Former Chicago cop sentenced to 12 years in Latin Kings case

2013-05-23T17:45:00Z 2013-05-24T12:13:03Z Former Chicago cop sentenced to 12 years in Latin Kings caseChelsea Schneider Kirk, (219) 933-3241

HAMMOND | Citing his cooperation in the federal probe of the Latin Kings, a former Chicago police officer will serve 12 years in prison for his role in committing armed robberies for the street gang in Northwest Indiana and Illinois.

The sentence departed from federal guidelines calling for Antonio C. Martinez Jr., 42, of Chicago, to serve life in prison.

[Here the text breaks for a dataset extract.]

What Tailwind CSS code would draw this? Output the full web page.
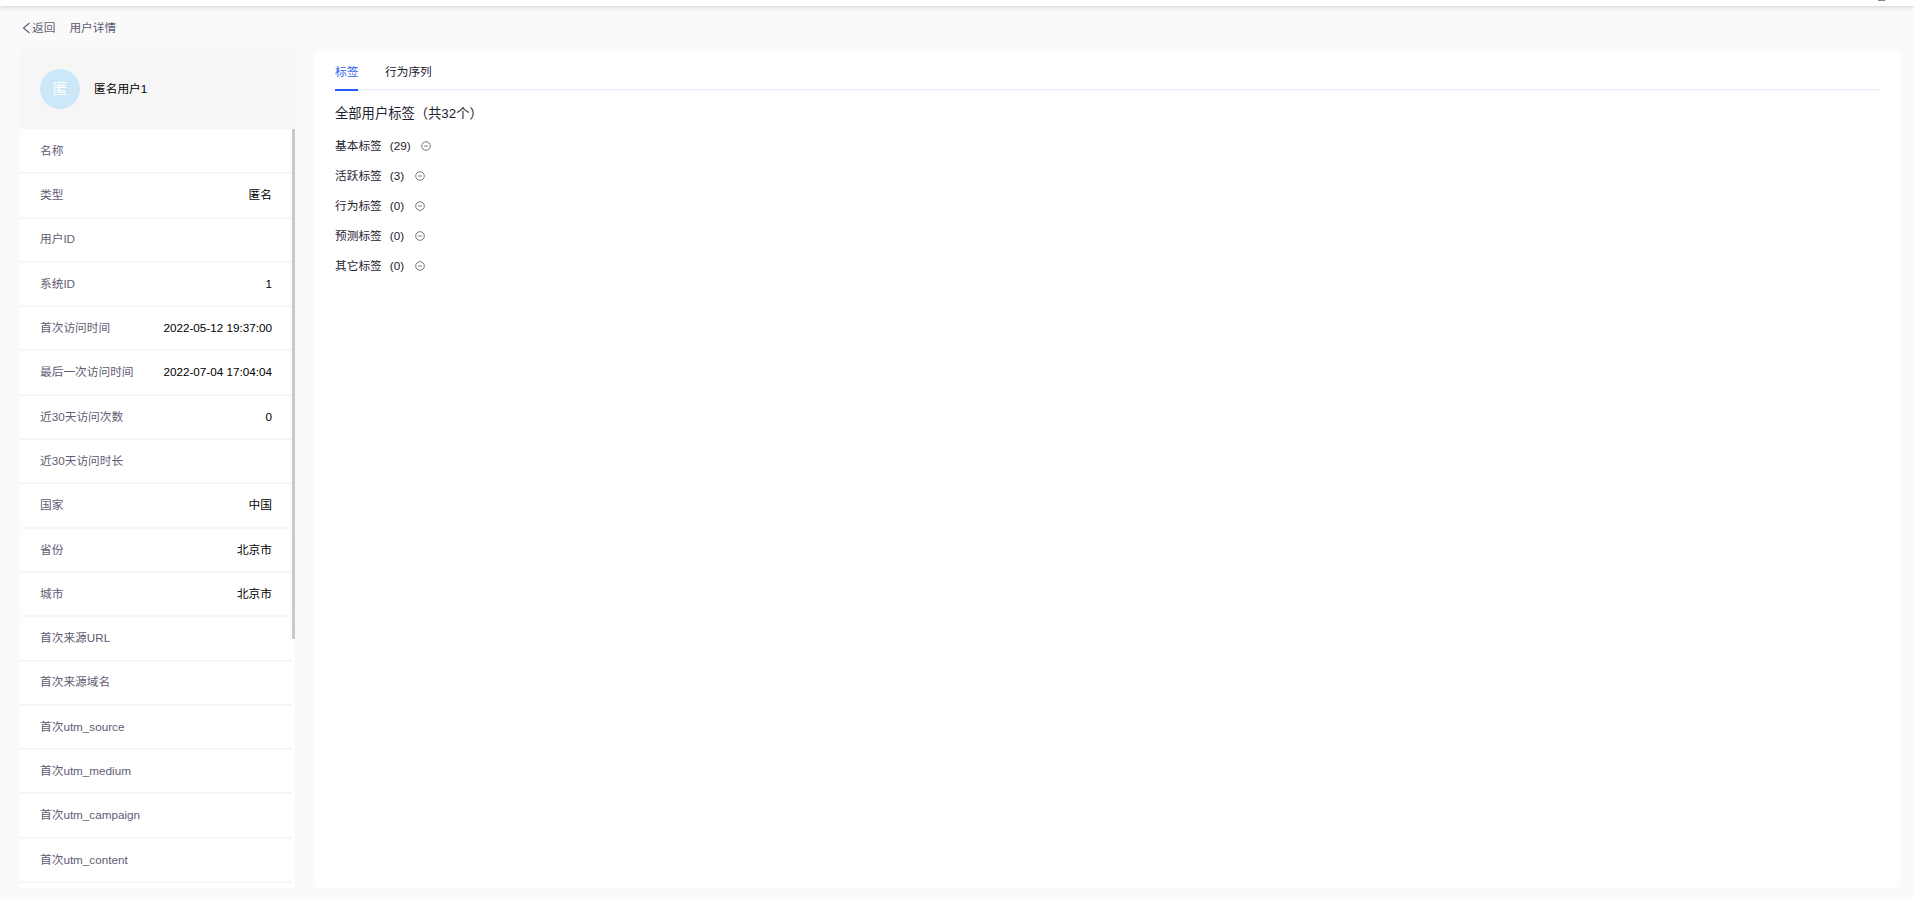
<!DOCTYPE html>
<html lang="zh">
<head>
<meta charset="utf-8">
<script src="https://cdn.jsdelivr.net/npm/@tailwindcss/browser@4"></script>
<title>用户详情</title>
</head>
<body class="m-0 overflow-hidden bg-[#fafafa] font-['Liberation_Sans','Noto_Sans_CJK_SC',sans-serif] text-[11.7px]">
<div class="flex h-[897px] w-[1914px] flex-col">
  <header class="relative z-10 h-[6px] shrink-0 bg-white shadow-[0_1px_4px_rgba(60,60,90,0.22)]">
    <div class="absolute right-[29px] top-0 h-[1px] w-[7px] bg-[#8d7f9a]"></div>
  </header>
  <div class="flex h-[43px] shrink-0 items-center pt-[1px] pl-[22px] leading-none text-[#5f5c73]">
    <svg class="mr-[1px] h-[12px] w-[9px]" viewBox="0 0 9 12" fill="none" stroke="#5f5c73" stroke-width="1.1"><path d="M7.5 1 L1.5 6 L7.5 11"/></svg>
    <span>返回</span>
    <span class="ml-[14px]">用户详情</span>
  </div>
  <main class="flex h-[839px] shrink-0 gap-[20px] pl-[20px]">
    <aside class="flex h-full w-[275px] flex-col overflow-hidden bg-white">
      <div class="flex h-[80px] shrink-0 items-center bg-[#f6f6f6] pl-[20px]">
        <div class="flex h-[40px] w-[40px] items-center justify-center rounded-full bg-[#cbe7f8] text-[15px] text-white">匿</div>
        <span class="ml-[14px] text-black">匿名用户1</span>
      </div>
      <div class="relative flex-1 overflow-hidden">
        <div class="absolute right-0 top-0 h-[510px] w-[3px] bg-[#c6c8d2]"></div>
        <div class="mt-[1px] w-[272px] text-[#5f5c73]">
          <div class="flex h-[44.31px] items-center justify-between border-b-2 border-[#f6f6f7] px-[20px] pb-[1px]"><span>名称</span></div>
          <div class="flex h-[44.31px] items-center justify-between border-b-2 border-[#f6f6f7] px-[20px] pb-[1px]"><span>类型</span><span class="text-black">匿名</span></div>
          <div class="flex h-[44.31px] items-center justify-between border-b-2 border-[#f6f6f7] px-[20px] pb-[1px]"><span>用户ID</span></div>
          <div class="flex h-[44.31px] items-center justify-between border-b-2 border-[#f6f6f7] px-[20px] pb-[1px]"><span>系统ID</span><span class="text-black">1</span></div>
          <div class="flex h-[44.31px] items-center justify-between border-b-2 border-[#f6f6f7] px-[20px] pb-[1px]"><span>首次访问时间</span><span class="text-black">2022-05-12 19:37:00</span></div>
          <div class="flex h-[44.31px] items-center justify-between border-b-2 border-[#f6f6f7] px-[20px] pb-[1px]"><span>最后一次访问时间</span><span class="text-black">2022-07-04 17:04:04</span></div>
          <div class="flex h-[44.31px] items-center justify-between border-b-2 border-[#f6f6f7] px-[20px] pb-[1px]"><span>近30天访问次数</span><span class="text-black">0</span></div>
          <div class="flex h-[44.31px] items-center justify-between border-b-2 border-[#f6f6f7] px-[20px] pb-[1px]"><span>近30天访问时长</span></div>
          <div class="flex h-[44.31px] items-center justify-between border-b-2 border-[#f6f6f7] px-[20px] pb-[1px]"><span>国家</span><span class="text-black">中国</span></div>
          <div class="flex h-[44.31px] items-center justify-between border-b-2 border-[#f6f6f7] px-[20px] pb-[1px]"><span>省份</span><span class="text-black">北京市</span></div>
          <div class="flex h-[44.31px] items-center justify-between border-b-2 border-[#f6f6f7] px-[20px] pb-[1px]"><span>城市</span><span class="text-black">北京市</span></div>
          <div class="flex h-[44.31px] items-center justify-between border-b-2 border-[#f6f6f7] px-[20px] pb-[1px]"><span>首次来源URL</span></div>
          <div class="flex h-[44.31px] items-center justify-between border-b-2 border-[#f6f6f7] px-[20px] pb-[1px]"><span>首次来源域名</span></div>
          <div class="flex h-[44.31px] items-center justify-between border-b-2 border-[#f6f6f7] px-[20px] pb-[1px]"><span>首次utm_source</span></div>
          <div class="flex h-[44.31px] items-center justify-between border-b-2 border-[#f6f6f7] px-[20px] pb-[1px]"><span>首次utm_medium</span></div>
          <div class="flex h-[44.31px] items-center justify-between border-b-2 border-[#f6f6f7] px-[20px] pb-[1px]"><span>首次utm_campaign</span></div>
          <div class="flex h-[44.31px] items-center justify-between border-b-2 border-[#f6f6f7] px-[20px] pb-[1px]"><span>首次utm_content</span></div>
        </div>
      </div>
    </aside>
    <section class="h-full w-[1585px] rounded-[6px] bg-white px-[20px] text-[#1f2230]">
      <nav class="flex h-[42px] border-b-2 border-[#edf3fc]">
        <div class="relative flex w-[23px] items-center whitespace-nowrap pt-[5px] text-[#2b63f0]">
          标签
          <div class="absolute bottom-[-2px] left-0 h-[2px] w-[23px] bg-[#1f5df5]"></div>
        </div>
        <div class="ml-[27px] flex items-center pt-[5px]">行为序列</div>
      </nav>
      <h2 class="mt-[13px] text-[13.3px] font-normal leading-[20px] text-[#1f2230]">全部用户标签（共32个）</h2>
      <ul class="mt-[7px]">
        <li class="flex h-[30px] items-center"><span>基本标签</span><span class="ml-[8px]">(29)</span><svg class="ml-[10px] h-[10px] w-[10px]" viewBox="0 0 10 10" fill="none" stroke="#777" stroke-width="1"><circle cx="5" cy="5" r="4.3"/><path d="M3.2 5h3.6"/></svg></li>
        <li class="flex h-[30px] items-center"><span>活跃标签</span><span class="ml-[8px]">(3)</span><svg class="ml-[11px] h-[10px] w-[10px]" viewBox="0 0 10 10" fill="none" stroke="#777" stroke-width="1"><circle cx="5" cy="5" r="4.3"/><path d="M3.2 5h3.6"/></svg></li>
        <li class="flex h-[30px] items-center"><span>行为标签</span><span class="ml-[8px]">(0)</span><svg class="ml-[11px] h-[10px] w-[10px]" viewBox="0 0 10 10" fill="none" stroke="#777" stroke-width="1"><circle cx="5" cy="5" r="4.3"/><path d="M3.2 5h3.6"/></svg></li>
        <li class="flex h-[30px] items-center"><span>预测标签</span><span class="ml-[8px]">(0)</span><svg class="ml-[11px] h-[10px] w-[10px]" viewBox="0 0 10 10" fill="none" stroke="#777" stroke-width="1"><circle cx="5" cy="5" r="4.3"/><path d="M3.2 5h3.6"/></svg></li>
        <li class="flex h-[30px] items-center"><span>其它标签</span><span class="ml-[8px]">(0)</span><svg class="ml-[11px] h-[10px] w-[10px]" viewBox="0 0 10 10" fill="none" stroke="#777" stroke-width="1"><circle cx="5" cy="5" r="4.3"/><path d="M3.2 5h3.6"/></svg></li>
      </ul>
    </section>
  </main>
</div>
</body>
</html>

Martinez was charged in a sweeping indictment in 2011, along with fellow Chicago police officer Alex Guerrero and alleged Latin Kings members.

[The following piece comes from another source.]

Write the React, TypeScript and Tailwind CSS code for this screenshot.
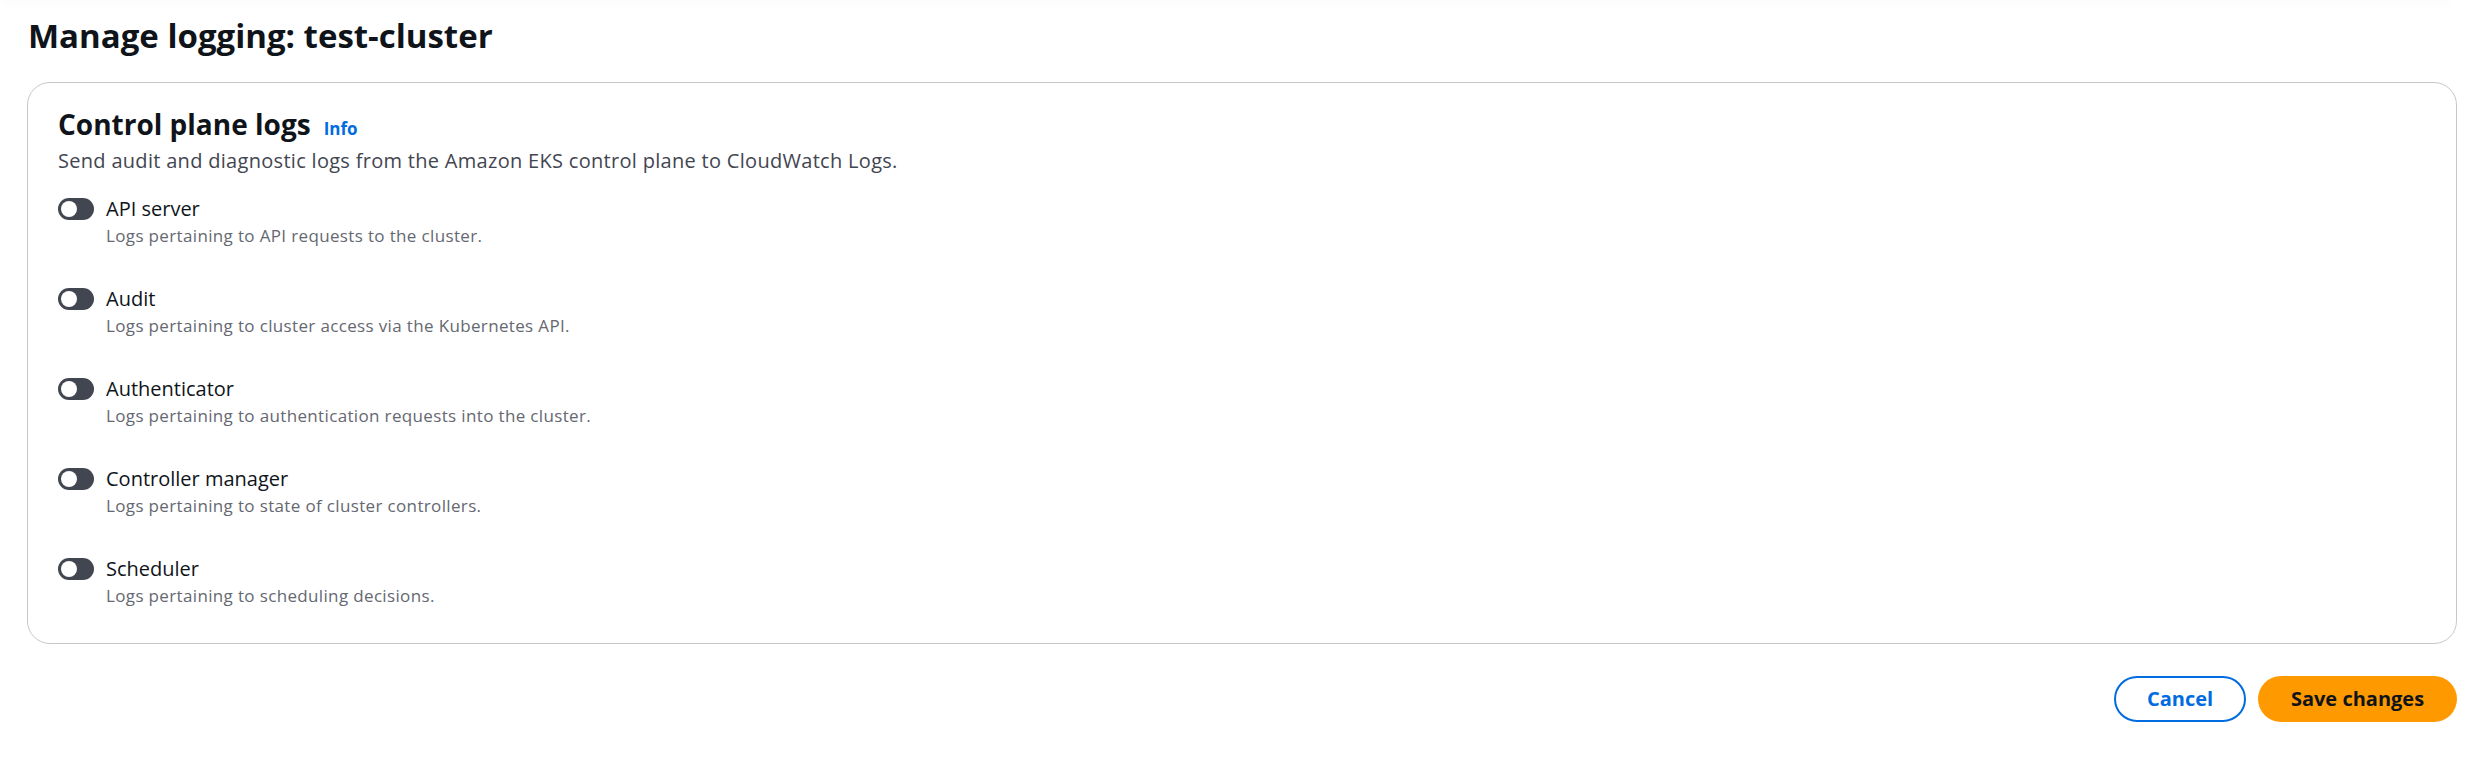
import React from "react";

const rows = [
  { label: "API server", desc: "Logs pertaining to API requests to the cluster." },
  { label: "Audit", desc: "Logs pertaining to cluster access via the Kubernetes API." },
  { label: "Authenticator", desc: "Logs pertaining to authentication requests into the cluster." },
  { label: "Controller manager", desc: "Logs pertaining to state of cluster controllers." },
  { label: "Scheduler", desc: "Logs pertaining to scheduling decisions." },
];

function Toggle() {
  return (
    <div className="mt-[3px] flex h-[22px] w-[36px] shrink-0 items-center rounded-full bg-[#424650] pl-[3px]">
      <div className="h-[16px] w-[16px] rounded-full bg-white" />
    </div>
  );
}

export default function App() {
  return (
    <div className="min-h-screen w-full bg-white font-['Open_Sans',sans-serif] text-[#0f141a]">
      <div className="mr-[40px] h-px -mt-px shadow-[0_2px_8px_rgba(0,0,0,0.12)]" />
      <div className="pl-[27px] pr-[33px] pt-[16px]">
        <h1 className="pl-px text-[33px] font-bold leading-[40px]">
          Manage logging: test-cluster
        </h1>
        <div className="mt-[26px] rounded-[23px] border border-[#c6c6cd] pb-[35px] pl-[30px] pr-[30px] pt-[25px]">
          <div className="flex items-baseline">
            <h2 className="text-[28px] font-bold leading-[33px]">Control plane logs</h2>
            <span className="ml-[13px] text-[17px] font-bold text-[#006ce0]">Info</span>
          </div>
          <p className="mt-[5px] text-[20px] leading-[28px] tracking-[0.3px] text-[#424650]">
            Send audit and diagnostic logs from the Amazon EKS control plane to CloudWatch Logs.
          </p>
          <div className="mt-[20px] flex flex-col gap-[37px]">
            {rows.map((r) => (
              <div key={r.label} className="flex items-start gap-[12px]">
                <Toggle />
                <div className="flex flex-col gap-px">
                  <span className="text-[20px] leading-[28px] text-[#0f141a]">{r.label}</span>
                  <span className="text-[17px] leading-[24px] tracking-[0.35px] text-[#656871]">{r.desc}</span>
                </div>
              </div>
            ))}
          </div>
        </div>
        <div className="mt-[32px] flex justify-end gap-[12px]">
          <button className="flex h-[46px] w-[132px] items-center justify-center rounded-full border-[2.5px] border-[#006ce0] bg-white text-[20px] font-bold text-[#006ce0]">
            Cancel
          </button>
          <button className="flex h-[46px] w-[199px] items-center justify-center rounded-full bg-[#ff9900] text-[20px] font-bold text-[#0f141a]">
            Save changes
          </button>
        </div>
      </div>
    </div>
  );
}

At Thursday's hearing in Hammond federal court, authorities said Martinez was integral in building a case against Guerrero, who is now serving 19 years for conducting armed robberies of drug traffickers for the gang.

Though U.S. District Judge Rudy Lozano said he didn't like “dirty cops,” he felt Martinez deserved a reward for his cooperation and agreed to the sentence recommended by the government.

FBI special agent Julie Anderson testified she first spoke to Martinez about his involvement with the Latin Kings in 2010, and he immediately admitted his actions and began cooperating with the investigation.

“I was extremely satisfied with his cooperation,” Anderson said.

The cooperation included Martinez testifying to a grand jury against Guerrero, 43, and gang members and making controlled calls and attending controlled meetings to assist in the investigation, Anderson said.

Prosecutors would not have been able to indict Guerrero without his participation, and Martinez pleading guilty a month after being indicted likely led other defendants to plead guilty, Anderson said.

In his plea agreement, Martinez pleaded guilty to conspiracy to participate in racketeering activity, conspiracy to possess with intent to distribute cocaine and marijuana, interference with commerce by threat or violence and use of a firearm relating to crimes of violence and drug trafficking.

Assistant U.S. Attorney David Nozick said Martinez and Guerrero were both on his radar as early as 2005, but he had insufficient evidence to bring charges.

Martinez, clad in an orange jail jumpsuit, called his actions “deplorable” and said his indictment has been hard on his family.

“Words can't describe how remorseful I am for my actions. ... All I've done is cry myself to sleep every day for the last 18 months,” Martinez said.

Lozano also sentenced Martinez to five years of supervised release following his prison term. He also is required to complete two years of community service, where he will educate young people on the negative impacts of gangs.

In addition to Martinez, Lozano sentenced alleged Latin Kings member Hiluterio Chavez to 20 years in prison Thursday after he pleaded guilty in 2012 to robbing drug traffickers for the gang and helping distribute more than 150 kilograms of cocaine.